Question

Is it possible to draw a triangle with sides measuring 13, 21, and 39? Explain.

Answer 1

for a triangle to be possible it has to meet the following
\[a+b >c\]
\[a+c >b\]
\[b+c >a\]

Answer 2

13+21 bigger then 39? nope so, no triangle

Answer 3

The Side Inequality of triangle states "Sum of the lengths of any two sides of a triangle is more than the length of the third side".

So in such sums check if the sum of the two smaller sides is greater than the longest side or not ( sum of one of the smaller sides with the greatest side will obviously be greater than the third side).
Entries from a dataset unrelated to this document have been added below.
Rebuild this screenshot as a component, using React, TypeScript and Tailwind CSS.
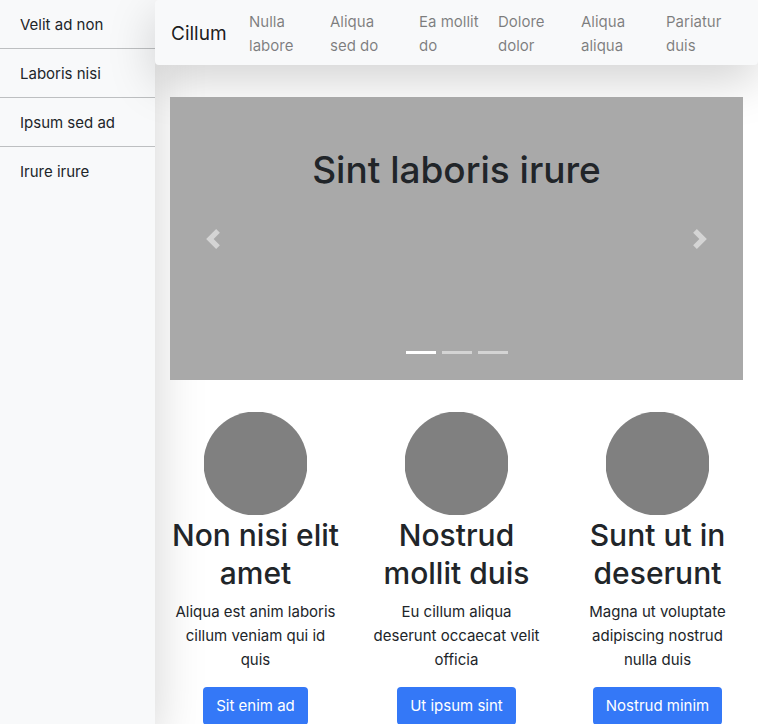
const sideLinks = ["Velit ad non", "Laboris nisi", "Ipsum sed ad", "Irure irure"];

const navLinks = [
  "Nulla labore",
  "Aliqua sed do",
  "Ea mollit do",
  "Dolore dolor",
  "Aliqua aliqua",
  "Pariatur duis",
];

const features = [
  {
    title: "Non nisi elit amet",
    text: "Aliqua est anim laboris cillum veniam qui id quis",
    action: "Sit enim ad",
  },
  {
    title: "Nostrud mollit duis",
    text: "Eu cillum aliqua deserunt occaecat velit officia",
    action: "Ut ipsum sint",
  },
  {
    title: "Sunt ut in deserunt",
    text: "Magna ut voluptate adipiscing nostrud nulla duis",
    action: "Nostrud minim",
  },
];

function Sidebar() {
  return (
    <aside className="w-[155px] shrink-0 bg-[#f8f9fa] shadow-[0_16px_48px_rgba(0,0,0,0.175)]">
      <ul className="divide-y divide-[#bdbfc1]">
        {sideLinks.map((label) => (
          <li key={label}>
            <a href="#" className="block px-5 pt-[13px] pb-[11px]">
              {label}
            </a>
          </li>
        ))}
      </ul>
    </aside>
  );
}

function Navbar() {
  return (
    <nav className="relative flex min-h-[65px] items-center rounded bg-[#f8f9fa] px-4 pt-[10px] pb-[7px] shadow-[0_16px_48px_rgba(0,0,0,0.175)]">
      <a href="#" className="w-[78px] shrink-0 text-[19px] leading-[30px] text-black/90">
        Cillum
      </a>
      <ul className="grid grow grid-cols-[81fr_89fr_79fr_83fr_85fr_76fr]">
        {navLinks.map((label) => (
          <li key={label}>
            <a href="#" className="block pr-4 text-black/50">
              {label}
            </a>
          </li>
        ))}
      </ul>
    </nav>
  );
}

function Carousel() {
  return (
    <section className="relative h-[283px] bg-[#a9a9a9] pt-[49px] text-center">
      <h1 className="text-[37px] leading-[48px] font-medium">Sint laboris irure</h1>
      <button
        type="button"
        aria-label="Previous"
        className="absolute inset-y-0 left-0 flex w-[15%] items-center justify-center opacity-50"
      >
        <svg viewBox="0 0 8 8" className="size-5 fill-white">
          <path d="M5.25 0l-4 4 4 4 1.5-1.5L4.25 4l2.5-2.5L5.25 0z" />
        </svg>
      </button>
      <button
        type="button"
        aria-label="Next"
        className="absolute inset-y-0 right-0 flex w-[15%] items-center justify-center opacity-50"
      >
        <svg viewBox="0 0 8 8" className="size-5 fill-white">
          <path d="M2.75 0l-1.5 1.5L3.75 4l-2.5 2.5L2.75 8l4-4-4-4z" />
        </svg>
      </button>
      <div className="absolute inset-x-0 bottom-[26px] flex justify-center gap-[6px]">
        <button type="button" aria-label="Slide 1" className="h-[3px] w-[30px] bg-white" />
        <button type="button" aria-label="Slide 2" className="h-[3px] w-[30px] bg-white/50" />
        <button type="button" aria-label="Slide 3" className="h-[3px] w-[30px] bg-white/50" />
      </div>
    </section>
  );
}

export default function App() {
  return (
    <div className="flex min-h-screen overflow-hidden bg-white font-['Inter','Liberation_Sans',sans-serif] text-[15px] leading-6 text-[#212529]">
      <Sidebar />
      <div className="min-w-0 grow">
        <Navbar />
        <main className="relative px-[15px] pt-8">
          <Carousel />
          <div className="-mx-[15px] grid grid-cols-3 pt-8">
            {features.map((item) => (
              <article key={item.title} className="flex flex-col items-center px-[15px] text-center">
                <svg viewBox="0 0 103 103" className="size-[103px] fill-[#808080]" aria-hidden="true">
                  <circle cx="51.5" cy="51.5" r="52" />
                </svg>
                <h2 className="mb-2 pt-px text-[30px] leading-[38px] font-medium">{item.title}</h2>
                <p className="mb-[15px] px-0.5">{item.text}</p>
                <button type="button" className="h-[38px] rounded bg-[#3478f7] px-[13px] text-white">
                  {item.action}
                </button>
              </article>
            ))}
          </div>
        </main>
      </div>
    </div>
  );
}
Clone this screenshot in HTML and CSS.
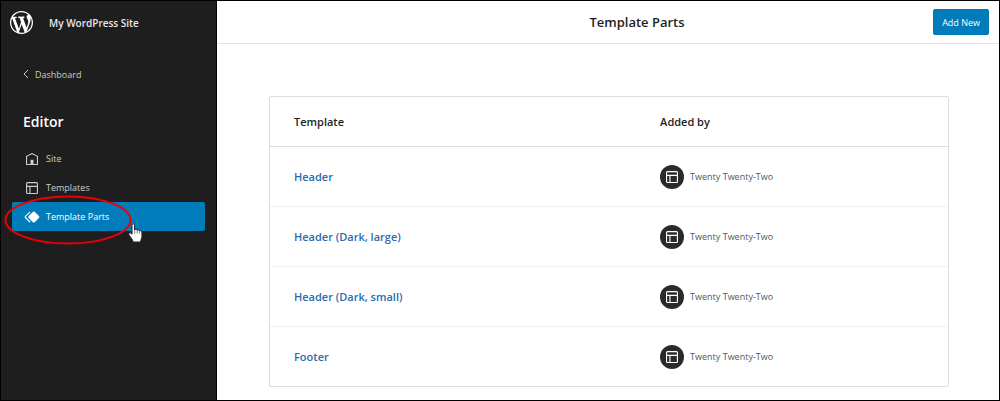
FILE: index.html
```html
<!DOCTYPE html>
<html lang="en">
<head>
  <meta charset="UTF-8">
  <meta name="viewport" content="width=device-width, initial-scale=1">
  <title>Template Parts</title>
  <link rel="stylesheet" href="styles.css">
</head>
<body>

  <!-- Shared icons -->
  <svg class="sprite" aria-hidden="true">
    <symbol id="icon-layout" viewBox="0 0 24 24">
      <path d="M18 5.5H6a.5.5 0 00-.5.5v3h13V6a.5.5 0 00-.5-.5zm.5 5H10v8h8a.5.5 0 00.5-.5v-7.5zm-10 0h-3V18a.5.5 0 00.5.5h2.5v-8zM6 4h12a2 2 0 012 2v12a2 2 0 01-2 2H6a2 2 0 01-2-2V6a2 2 0 012-2z"/>
    </symbol>
  </svg>

  <div class="editor">
    <aside class="sidebar">
      <div class="site-header">
        <svg class="logo" viewBox="0 0 20 20"><path d="M20 10c0-5.51-4.49-10-10-10C4.48 0 0 4.49 0 10c0 5.52 4.48 10 10 10 5.51 0 10-4.48 10-10zM7.78 15.37L4.37 6.22c.55-.02 1.17-.08 1.17-.08.5-.06.44-1.13-.06-1.11 0 0-1.45.11-2.37.11-.18 0-.37 0-.58-.01C4.12 2.69 6.87 1.11 10 1.11c2.33 0 4.45.87 6.05 2.34-.68-.11-1.65.39-1.65 1.58 0 .74.45 1.36.9 2.1.35.61.55 1.36.55 2.46 0 1.49-1.4 5-1.4 5l-3.03-8.37c.54-.02.82-.17.82-.17.5-.05.44-1.25-.06-1.22 0 0-1.44.12-2.38.12-.87 0-2.33-.12-2.33-.12-.5-.03-.56 1.2-.06 1.22l.92.08 1.26 3.41zM17.41 10c.24-.64.74-1.87.43-4.25.7 1.29 1.05 2.71 1.05 4.25 0 3.29-1.73 6.24-4.4 7.78.97-2.59 1.94-5.2 2.92-7.78zM6.1 18.09C3.12 16.65 1.11 13.53 1.11 10c0-1.3.23-2.48.72-3.59C3.25 10.3 4.67 14.2 6.1 18.09zm4.03-6.63l2.58 6.98c-.86.29-1.76.45-2.71.45-.79 0-1.57-.11-2.29-.33.81-2.38 1.62-4.74 2.42-7.1z"/></svg>
        <span class="site-title">My WordPress Site</span>
      </div>

      <a class="back-link" href="#">
        <svg class="chevron" viewBox="0 0 6 10"><path d="M5 1L1 5l4 4"/></svg>
        Dashboard
      </a>

      <h2 class="nav-title">Editor</h2>

      <nav class="nav">
        <a class="nav-item" href="#">
          <svg class="icon" viewBox="0 0 24 24"><path d="M12 4L4 7.9V20h16V7.9L12 4zm6.5 14.5H14V13h-4v5.5H5.5V8.8L12 5.7l6.5 3.1v9.7z"/></svg>
          Site
        </a>
        <a class="nav-item" href="#">
          <svg class="icon"><use href="#icon-layout"/></svg>
          Templates
        </a>
        <a class="nav-item active" href="#">
          <svg class="icon" viewBox="0 0 24 24"><path d="M21.3 10.8l-5.6-5.6c-.7-.7-1.8-.7-2.5 0l-5.6 5.6c-.7.7-.7 1.8 0 2.5l5.6 5.6c.3.3.8.5 1.2.5s.9-.2 1.2-.5l5.6-5.6c.8-.7.8-1.9.1-2.5zm-17.6 1L10 5.5l-1-1-6.3 6.3c-.7.7-.7 1.8 0 2.5L9 19.5l1.1-1.1-6.3-6.3c-.2 0-.2-.2-.1-.3z"/></svg>
          Template Parts
          <svg class="highlight" viewBox="0 0 128 50"><ellipse cx="64" cy="25" rx="62.500" ry="23.500"/></svg>
          <svg class="pointer" viewBox="0 0 15 20"><path d="M4 2.200C4 .4 6.600.4 6.600 2.200V7c.6-.9 2.300-.8 2.500.3.600-.7 2.200-.5 2.400.6.900-.5 2.400 0 2.400 1.300v4.300c0 2-1.200 2.700-1.300 5.500H5.200C4.800 16.500 2.200 14 1 11.800c-.8-1.600.9-2.700 2.100-1.500l.9.900z"/><path class="fingers" d="M6.700 7.500v3M9.200 8v2.500M11.600 8.500v2"/></svg>
        </a>
      </nav>
    </aside>

    <main class="content">
      <header class="page-header">
        <h1 class="page-title">Template Parts</h1>
        <button class="add-new" type="button">Add New</button>
      </header>

      <div class="list">
        <table class="parts-table">
          <thead>
            <tr>
              <th class="name-col">Template</th>
              <th>Added by</th>
            </tr>
          </thead>
          <tbody>
            <tr>
              <td><a class="part-link" href="#">Header</a></td>
              <td><div class="added-by"><span class="avatar"><svg class="icon"><use href="#icon-layout"/></svg></span>Twenty Twenty-Two</div></td>
            </tr>
            <tr>
              <td><a class="part-link" href="#">Header (Dark, large)</a></td>
              <td><div class="added-by"><span class="avatar"><svg class="icon"><use href="#icon-layout"/></svg></span>Twenty Twenty-Two</div></td>
            </tr>
            <tr>
              <td><a class="part-link" href="#">Header (Dark, small)</a></td>
              <td><div class="added-by"><span class="avatar"><svg class="icon"><use href="#icon-layout"/></svg></span>Twenty Twenty-Two</div></td>
            </tr>
            <tr>
              <td><a class="part-link" href="#">Footer</a></td>
              <td><div class="added-by"><span class="avatar"><svg class="icon"><use href="#icon-layout"/></svg></span>Twenty Twenty-Two</div></td>
            </tr>
          </tbody>
        </table>
      </div>
    </main>
  </div>

</body>
</html>
```
FILE: styles.css
```css
* {
  box-sizing: border-box;
}

body {
  margin: 0;
  font-family: "Segoe UI", "Open Sans", "Noto Sans", sans-serif;
  font-size: 9px;
  color: #1e1e1e;
  background: #fff;
}

a {
  text-decoration: none;
}

.sprite {
  display: none;
}

.editor {
  display: flex;
  min-height: 100vh;
  border: 1px solid #000;
}

/* Sidebar */
.sidebar {
  flex: 0 0 216px;
  border-right: 1px solid #000;
  background: #1e1e1e;
  color: #ccc;
}

.site-header {
  display: flex;
  align-items: center;
  gap: 16px;
  height: 43px;
  padding-left: 9px;
}

.logo {
  width: 23px;
  height: 23px;
  fill: #fff;
}

.site-title {
  color: #e8e8e8;
  font-size: 10px;
  font-weight: 600;
}

.back-link {
  display: flex;
  align-items: center;
  gap: 6px;
  height: 20px;
  margin: 20px 0 0 22px;
  color: #ccc;
}

.chevron {
  width: 6px;
  height: 10px;
  fill: none;
  stroke: #ccc;
}

.nav-title {
  margin: 28px 0 12px 22px;
  font-size: 14px;
  line-height: 20px;
  font-weight: 600;
  color: #fff;
}

.nav {
  padding: 0 11px;
}

.nav-item {
  position: relative;
  display: flex;
  align-items: center;
  gap: 5px;
  height: 29px;
  padding-left: 11px;
  border-radius: 2px;
  color: #ccc;
  font-weight: 500;
}

.nav-item.active {
  background: #007cba;
  color: #fff;
}

.icon {
  width: 18px;
  height: 18px;
  fill: currentColor;
}

.highlight {
  position: absolute;
  left: -8px;
  top: -7px;
  width: 128px;
  height: 50px;
  fill: none;
  stroke: #ec0006;
  stroke-width: 2;
}

.pointer {
  position: absolute;
  left: 116px;
  top: 21px;
  width: 15px;
  height: 20px;
  fill: #fff;
  stroke: #222;
}

.pointer .fingers {
  stroke-width: 0.6;
}

/* Content */
.content {
  flex: 1;
}

.page-header {
  display: grid;
  grid-template-columns: 1fr auto 1fr;
  align-items: center;
  height: 43px;
  padding: 0 10px 0 68px;
  border-bottom: 1px solid #e4e4e4;
}

.page-title {
  grid-column: 2;
  margin: 0;
  font-size: 13px;
  font-weight: 600;
}

.add-new {
  justify-self: end;
  height: 26px;
  padding: 0 8px;
  border: 1px solid #0076b1;
  border-radius: 2px;
  background: #007cba;
  color: #fff;
  font-family: inherit;
  font-size: 9px;
  font-weight: 500;
}

.list {
  padding: 52px 50px 12px 52px;
}

.parts-table {
  width: 100%;
  border: 1px solid #ddd;
  border-radius: 2px;
  border-spacing: 0;
}

.parts-table th,
.parts-table td {
  height: 60px;
  padding: 0 24px;
  border-top: 1px solid #f0f0f0;
  text-align: left;
}

.parts-table th {
  height: 49px;
  border-top: none;
  font-size: 11px;
  font-weight: 600;
}

.parts-table tbody tr:first-child td {
  border-top-color: #ddd;
}

.parts-table .name-col {
  width: 54%;
}

.part-link {
  font-size: 11px;
  font-weight: 600;
  color: #2a6cad;
}

.added-by {
  display: flex;
  align-items: center;
  gap: 6px;
  color: #50575e;
}

.avatar {
  display: flex;
  align-items: center;
  justify-content: center;
  width: 24px;
  height: 24px;
  border-radius: 50%;
  background: #2a2a2a;
  color: #fff;
}
```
Here the two smaller sides are 13 and 21, and their sum 34 < 39
so, no triangle is possible

Answer 4

yeah, consider your largest value to be a bar that you hold out in front of you; and you want the other parts attached to this, one at each end; i order to form a triangle; the length of the 2 shorter sides there add up to longer than the bar itself.

Answer 5

or, you are a distance from a friend/lover/bullfight/whatever; lets say that you are 39 miles apart and each start to walk towards each other

you walk a distance of 21 and the other walks a distance of 13

do you meet ?

Answer 6

No?

Answer 7

you are correct, but lets see why :)

39
-13
-----
26
-21
-----
5 ; you cant possibly meet since you are still 5 miles apart.

do you see how this relates to the triangle question?

Answer 8

add 5 and thats perfect estudier ;)